Against this background, Congress amended the Bankruptcy Code under the BAPCPA to require the debtor's calculation of his return to unsecured creditors by using Form B22C. Form B22C tracks the pre-BAPCPA calculation of the debtor's return to non-priority unsecured creditors. It requires the debtor to start with gross income and first deduct living expenses. It then asks the debtor to subtract payments to secured and priority creditors. As the basic inquiry under Form B22C is the same as the debtor's former pre-BAPCPA inquiry, it follows that the purpose behind Form B22C should also be the same — to calculate the return to non-priority unsecured creditors.[16] Thus, it seems clear to this Court that the reference to "unsecured creditors" in § 1325(b)(1)(B) is more specifically referring to non-priority unsecured creditors.

3. The Plain Meaning Would Reach an Absurd Result:

As discussed above, the terms of § 707(a)(2) and Form B22C require the debtor to account for chapter 13 payments to be made to priority unsecured creditors before reaching the debtor's presumptive "projected disposable income." Section 1325(b)(1)(B) then requires the debtor to return the "projected disposable income" to "unsecured creditors." If the Court interpreted "unsecured creditors" to include priority unsecured creditors, the debtor would, in effect, be double-counting. Allowing the debtor to double-count in this fashion would undermine the purpose and efficacy of § 707(b)(2) and Form B22C. This would be an absurd result.

*655 The Court believes implementing the plain meaning of "unsecured creditors" under § 1325(b)(1)(B) would be contrary to Congress's manifest intent and would yield an absurd, result.
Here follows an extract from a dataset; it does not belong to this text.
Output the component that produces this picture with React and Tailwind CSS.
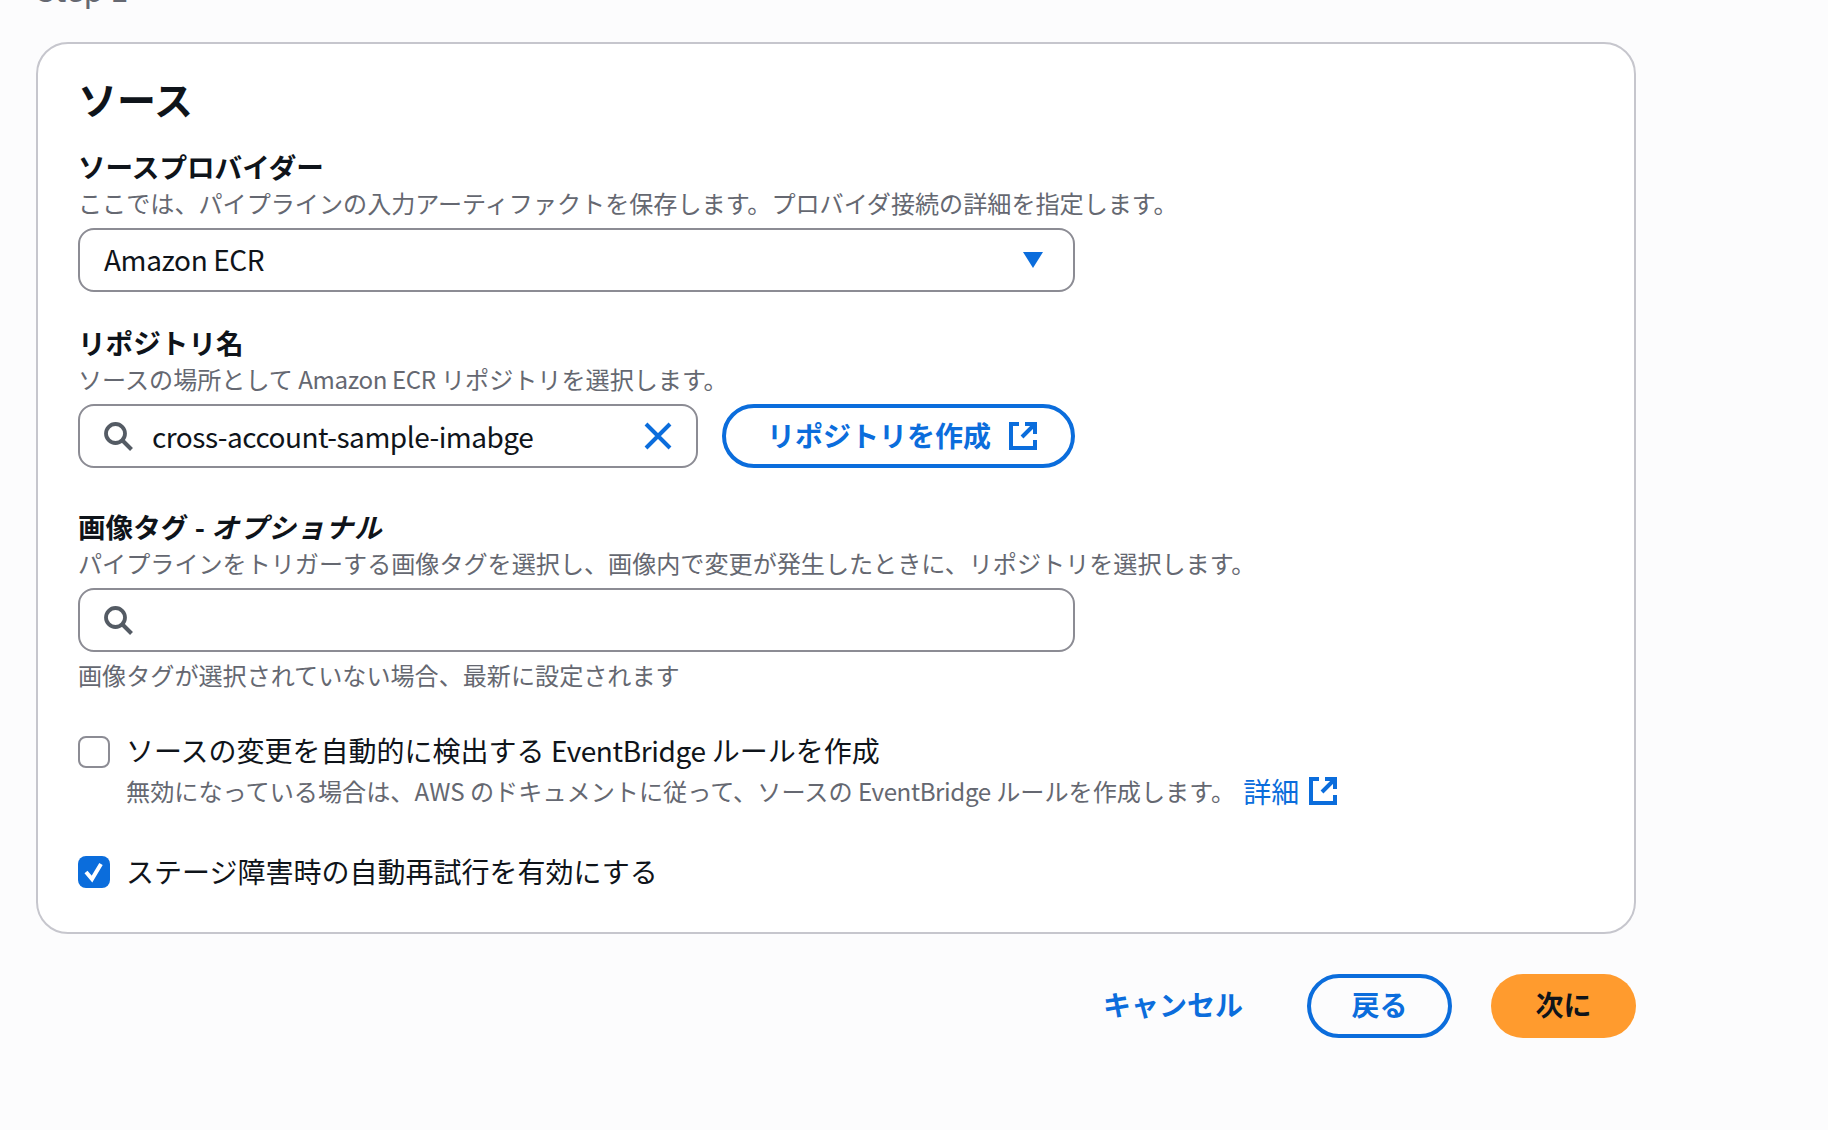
import React from "react";

const FONT = "font-['Noto_Sans_CJK_JP','Noto_Sans',sans-serif]";

function SearchIcon() {
  return (
    <svg width="32" height="32" viewBox="0 0 32 32" fill="none" className="shrink-0">
      <circle cx="13.5" cy="13.5" r="9.5" stroke="#545b64" strokeWidth="3.8" />
      <path d="M20.5 20.5 L29.5 29.5" stroke="#545b64" strokeWidth="4" />
    </svg>
  );
}

function ExternalIcon() {
  return (
    <svg width="28" height="28" viewBox="0 0 28 28" fill="none" className="shrink-0">
      <path d="M10 2 H2 V26 H26 V18" stroke="#0b6ddc" strokeWidth="4" />
      <path d="M16 2 H26 V12 M26 2 L13 15" stroke="#0b6ddc" strokeWidth="4" />
    </svg>
  );
}

function Label({ children }) {
  return <div className="text-[27.6px] leading-[37px] font-bold text-[#0f141a]">{children}</div>;
}

function Desc({ children }) {
  return <div className="text-[24.1px] leading-[36px] text-[#656871] whitespace-nowrap">{children}</div>;
}

export default function App() {
  return (
    <div className={`${FONT} w-[1828px] h-[1130px] overflow-hidden bg-[#fcfcfd] pl-[36px]`}>
      <div className="h-[42px] -mt-[28px] text-[32px] leading-[32px] text-[#656871]">Step 1</div>
      <div className="w-[1600px] h-[892px] mt-[28px] bg-white border-2 border-[#c6c6cd] rounded-[32px] pl-[40px] pt-[28px]">
        <h2 className="text-[39px] leading-[52px] font-bold text-[#0f141a]">ソース</h2>
        <div className="mt-[24px]">
          <Label>ソースプロバイダー</Label>
          <Desc>ここでは、パイプラインの入力アーティファクトを保存します。プロバイダ接続の詳細を指定します。</Desc>
        </div>
        <div className="mt-[7px] w-[997px] h-[64px] border-2 border-[#8c8c94] rounded-[16px] flex items-center justify-between pl-[24px] pr-[29px]">
          <span className="text-[28px] tracking-[-0.4px] text-[#0f141a] pb-[2px]">Amazon ECR</span>
          <svg width="22" height="18" viewBox="0 0 22 18"><path d="M1 1 H21 L11 17 Z" fill="#0b6ddc" /></svg>
        </div>

        <div className="mt-[32px]">
          <Label>リポジトリ名</Label>
          <Desc>ソースの場所として <span className="tracking-[-0.4px]">Amazon ECR</span> リポジトリを選択します。</Desc>
        </div>
        <div className="mt-[7px] flex gap-[24px] w-[997px]">
          <div className="w-[620px] h-[64px] border-2 border-[#8c8c94] rounded-[16px] flex items-center pl-[22px] pr-[23px]">
            <SearchIcon />
            <span className="ml-[18px] text-[28px] tracking-[-0.5px] text-[#0f141a] flex-1">cross-account-sample-imabge</span>
            <svg width="30" height="30" viewBox="0 0 30 30" fill="none"><path d="M3 3 L27 27 M27 3 L3 27" stroke="#0b6ddc" strokeWidth="4" /></svg>
          </div>
          <div className="w-[353px] h-[64px] border-4 border-[#0b6ddc] rounded-full flex items-center justify-center gap-[18px] pl-[7px]">
            <span className="text-[28px] font-bold text-[#0b6ddc] pb-[2px]">リポジトリを作成</span>
            <ExternalIcon />
          </div>
        </div>

        <div className="mt-[40px]">
          <Label>画像タグ - <em className="tracking-[1px]">オプショナル</em></Label>
          <Desc>パイプラインをトリガーする画像タグを選択し、画像内で変更が発生したときに、リポジトリを選択します。</Desc>
        </div>
        <div className="mt-[7px] w-[997px] h-[64px] border-2 border-[#8c8c94] rounded-[16px] flex items-center pl-[22px]">
          <SearchIcon />
        </div>
        <Desc><span className="block mt-[5px]">画像タグが選択されていない場合、最新に設定されます</span></Desc>

        <div className="mt-[35px] flex gap-[16px]">
          <div className="mt-[8px] w-[32px] h-[32px] border-2 border-[#8c8c94] rounded-[8px] bg-white shrink-0" />
          <div>
            <div className="text-[28px] leading-[45px] text-[#0f141a]">ソースの変更を自動的に検出する <span className="tracking-[-0.4px]">EventBridge</span> ルールを作成</div>
            <div className="flex items-center whitespace-nowrap">
              <span className="text-[24.15px] leading-[36px] text-[#656871]">無効になっている場合は、AWS のドキュメントに従って、ソースの <span className="tracking-[-0.4px]">EventBridge</span> ルールを作成します。</span>
              <span className="ml-[8px] text-[28px] leading-[36px] text-[#0b6ddc]">詳細</span>
              <span className="ml-[10px]"><ExternalIcon /></span>
            </div>
          </div>
        </div>

        <div className="mt-[40px] flex gap-[16px] items-center">
          <div className="w-[32px] h-[32px] rounded-[8px] bg-[#0b6ddc] flex items-center justify-center shrink-0">
            <svg width="24" height="24" viewBox="0 0 24 24" fill="none"><path d="M4 12 L10 19 L19 4" stroke="#fff" strokeWidth="4" /></svg>
          </div>
          <span className="text-[28px] leading-[44px] text-[#0f141a] pb-[2px]">ステージ障害時の自動再試行を有効にする</span>
        </div>
      </div>

      <div className="w-[1600px] mt-[40px] flex items-center justify-end">
        <span className="text-[28px] font-bold text-[#0b6ddc] mr-[64px] pb-[4px]">キャンセル</span>
        <div className="w-[145px] h-[64px] border-4 border-[#0b6ddc] rounded-full flex items-center justify-center text-[28px] font-bold text-[#0b6ddc] pb-[4px]">戻る</div>
        <div className="ml-[39px] w-[145px] h-[64px] bg-[#ff9b2e] rounded-full flex items-center justify-center text-[28px] font-bold text-[#0f141a] pb-[4px]">次に</div>
      </div>
    </div>
  );
}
Therefore, the Court will interpret "unsecured creditors" to refer to non-priority unsecured creditors only.

IV. APPLICATION OF § 1325(b)(1)(B) TO THE WILBURS

The Wilburs' proposed chapter 13 plan would pay non-priority unsecured creditors a total of $4,000. Their Form B22C requires them to return at least $19,854 to "unsecured creditors." As the Court interprets this term to exclude payments to priority unsecured creditors, they do not satisfy the requirements of § 1325(b)(1)(B). The Wilburs, therefore, have not proposed a plan that provides for the payment of all of their projected disposable income to non-priority unsecured creditors as required by § 1325(b)(1)(B).

V. CONCLUSION

The Court will deny confirmation of the Wilburs' proposed chapter 13 plan without prejudice. The Wilburs are free to propose a chapter 13 plan that meets the requirements of § 1325(b)(1)(B) under the terms of this decision. A separate order accompanies this Memorandum Opinion.

NOTES

[1] All statutory references herein are to the Bankruptcy Code unless stated otherwise.
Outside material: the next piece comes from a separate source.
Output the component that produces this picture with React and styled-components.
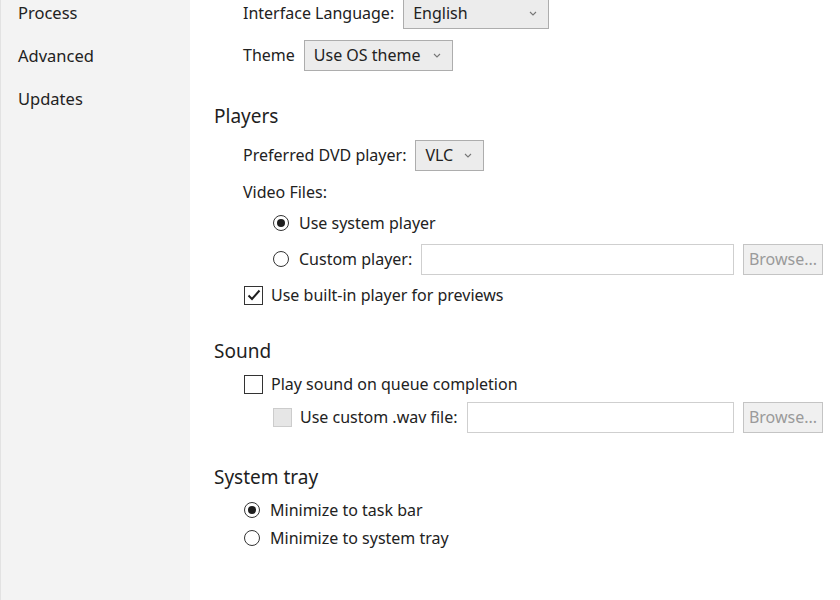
import React from "react";
import styled, { createGlobalStyle } from "styled-components";

const GlobalStyle = createGlobalStyle`
  html, body {
    margin: 0;
    padding: 0;
    background: #ffffff;
    overflow: hidden;
  }
  body {
    font-family: "Noto Sans", "Open Sans", sans-serif;
    color: #222222;
  }
`;

const Chevron = () => (
  <svg width="8" height="5" viewBox="0 0 8 5">
    <path d="M1 1l3 3 3-3" fill="none" stroke="#777" strokeWidth="1.1" />
  </svg>
);

const Tick = () => (
  <svg width="14" height="12" viewBox="0 0 14 12">
    <path d="M1.5 6.5l3.5 3.5L12.5 1.5" fill="none" stroke="#1e1e1e" strokeWidth="2" />
  </svg>
);

function App() {
  return (
    <Window>
      <GlobalStyle />
      <Sidebar>
        <NavItem>Process</NavItem>
        <NavItem>Advanced</NavItem>
        <NavItem>Updates</NavItem>
      </Sidebar>
      <Content>
        <Row $indent={29} $top={0}>
          <Label>Interface Language:</Label>
          <Select $width={146}>
            English
            <Chevron />
          </Select>
        </Row>
        <Row $indent={29} $top={10}>
          <Label>Theme</Label>
          <Select $width={149}>
            Use OS theme
            <Chevron />
          </Select>
        </Row>

        <Heading $top={31}>Players</Heading>
        <Row $indent={29} $top={9}>
          <Label>Preferred DVD player:</Label>
          <Select $width={69}>
            VLC
            <Chevron />
          </Select>
        </Row>
        <Row $indent={29} $top={9} $short>
          <Label>Video Files:</Label>
        </Row>
        <Row $indent={59} $top={7} $short>
          <Radio $checked />
          <Label>Use system player</Label>
        </Row>
        <Row $indent={59} $top={8}>
          <Radio />
          <Label>Custom player:</Label>
          <TextInput />
          <BrowseButton>Browse...</BrowseButton>
        </Row>
        <Row $indent={30} $top={8} $short>
          <Checkbox>
            <Tick />
          </Checkbox>
          <Label>Use built-in player for previews</Label>
        </Row>

        <Heading $top={30}>Sound</Heading>
        <Row $indent={30} $top={7} $short>
          <Checkbox />
          <Label>Play sound on queue completion</Label>
        </Row>
        <Row $indent={59} $top={5}>
          <Checkbox $disabled />
          <Label>Use custom .wav file:</Label>
          <TextInput />
          <BrowseButton>Browse...</BrowseButton>
        </Row>

        <Heading $top={30}>System tray</Heading>
        <Row $indent={30} $top={7} $short>
          <Radio $checked />
          <Label>Minimize to task bar</Label>
        </Row>
        <Row $indent={30} $top={4} $short>
          <Radio />
          <Label>Minimize to system tray</Label>
        </Row>
      </Content>
    </Window>
  );
}

export default App;

const Window = styled.div`
  display: flex;
  width: 840px;
  height: 600px;
  overflow: hidden;
`;

const Sidebar = styled.div`
  width: 190px;
  flex-shrink: 0;
  background: #f3f3f3;
  border-left: 1px solid #e2e2e2;
  box-sizing: border-box;
  display: flex;
  flex-direction: column;
  gap: 19px;
  padding: 1px 0 0 17px;
`;

const NavItem = styled.div`
  font-size: 16.5px;
  line-height: 24px;
  color: #222;
`;

const Content = styled.div`
  flex: 1;
  display: flex;
  flex-direction: column;
  padding: 0 17px 0 24px;
  margin-top: -3px;
`;

const Heading = styled.div`
  font-size: 19px;
  line-height: 28px;
  margin-top: ${(p) => p.$top}px;
  color: #1e1e1e;
`;

const Row = styled.div`
  display: flex;
  align-items: center;
  gap: 9px;
  height: ${(p) => (p.$short ? 24 : 32)}px;
  margin-top: ${(p) => p.$top}px;
  padding-left: ${(p) => p.$indent}px;
`;

const Label = styled.span`
  font-size: 16px;
  white-space: nowrap;
`;

const Select = styled.div`
  box-sizing: border-box;
  width: ${(p) => p.$width}px;
  height: 31px;
  display: flex;
  align-items: center;
  justify-content: space-between;
  padding: 0 11px 0 9px;
  background: #ececec;
  border: 1px solid #adadad;
  font-size: 16px;
`;

const Radio = styled.span`
  box-sizing: border-box;
  width: 16px;
  height: 16px;
  border-radius: 50%;
  border: 1px solid #333;
  background: #fff;
  position: relative;
  flex-shrink: 0;
  margin-right: 1px;

  &::after {
    content: "";
    display: ${(p) => (p.$checked ? "block" : "none")};
    position: absolute;
    left: 3px;
    top: 3px;
    width: 8px;
    height: 8px;
    border-radius: 50%;
    background: #1e1e1e;
  }
`;

const Checkbox = styled.span`
  box-sizing: border-box;
  width: 19px;
  height: 19px;
  display: flex;
  align-items: center;
  justify-content: center;
  flex-shrink: 0;
  margin-right: -1px;
  border: 1px solid ${(p) => (p.$disabled ? "#cccccc" : "#333333")};
  background: ${(p) => (p.$disabled ? "#e6e6e6" : "#ffffff")};
`;

const TextInput = styled.div`
  flex: 1;
  box-sizing: border-box;
  height: 31px;
  border: 1px solid #cfcfcf;
  background: #fff;
`;

const BrowseButton = styled.div`
  box-sizing: border-box;
  width: 80px;
  height: 31px;
  display: flex;
  align-items: center;
  justify-content: center;
  border: 1px solid #c4c4c4;
  background: #f0f0f0;
  color: #9a9a9a;
  font-size: 16px;
`;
[2] The median income for a family of two in Utah is $45,374. Because the Wilburs' income is greater than the median income for a family of two in Utah, they are required to commit to an "applicable commitment period" of 5 years under § 1325(b)(4).

[3] As this Court discussed in In re Jass, 340 B.R. 411 (Bankr.D.Utah 2006), a debtor's monthly disposable income (the number resulting from Form B22C) represents the amount a debtor must presumptively return to "unsecured creditors" under § 1325(b)(1)(B). The debtor, however, may rebut the presumption that this number represents the debtor's projected disposable income.

[4] Emphasis added.

[5] Sections 1325(b)(1)(B) and (3).

[6] Section 707(a)(2)(A)(iii); see also line 47 of Form B22C.
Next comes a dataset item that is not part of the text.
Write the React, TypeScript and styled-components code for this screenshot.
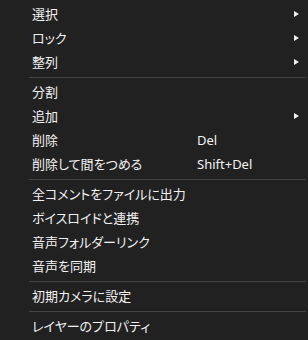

[7] Section 707(a)(2)(A)(iv); see also line 49 of Form B22C.

[8] See Jass, 340 B.R. at 418.

[9] Id. at 415.

[10] United States v. Ron Pair Enters., Inc., 489 U.S. 235, 241, 109 S.Ct. 1026, 103 L.Ed.2d 290 (1989) (citation omitted)

[11] Id.; see also Pioneer Inv. Svcs. Co. 1. Brunswick Assoc. L.P., 507 U.S. 380, 388, 113 S.Ct. 1489, 123 L.Ed.2d 74 (1993).

[12] Jass, 340 B.R. at 415 (citing United States v. Ron Pair Enterprises, Inc., 489 U.S. 235, 109 S.Ct. 1026, 103 L.Ed.2d 290 (1989); Pioneer Investment Svcs v. Brunswick Assoc. Ltd. P'ship, 507 U.S. 380, 113 S.Ct. 1489, 123 L.Ed.2d 74 (1993); Griffin v. Oceanic Contractors, Inc., 458 U.S. 564, 102 S.Ct. 3245, 73 L.Ed.2d 973 (1982); Lamie v. United States Trustee, 540 U.S. 526, 124 S.Ct. 1023, 157 L.Ed.2d 1024 (2004)).

[13] See Matter of Prescott, 805 F.2d 719 (7th Cir.1986).

[14] Section 507(a)(1) (defining first priority claims as "[a]llowed unsecured claims for domestic support obligations . . ."); § 507(a)(3) (defining third priority claims as "unsecured claims allowed under section 502(f) of this title.").

[15] Jass, 340 B.R. at 416.

[16] To be sure, the BAPCPA did change the debtor's inquiry for determining the amounts due to non-priority unsecured creditors. Among other things, the BAPCPA provided a standardized expectation for specific deductions allowed for determining the debtor's disposable income. For purposes of this decision, however, the Court notes only that the process for determining the amount to be paid to non-priority unsecured creditors remains substantially untouched from pre-BAPCPA practice.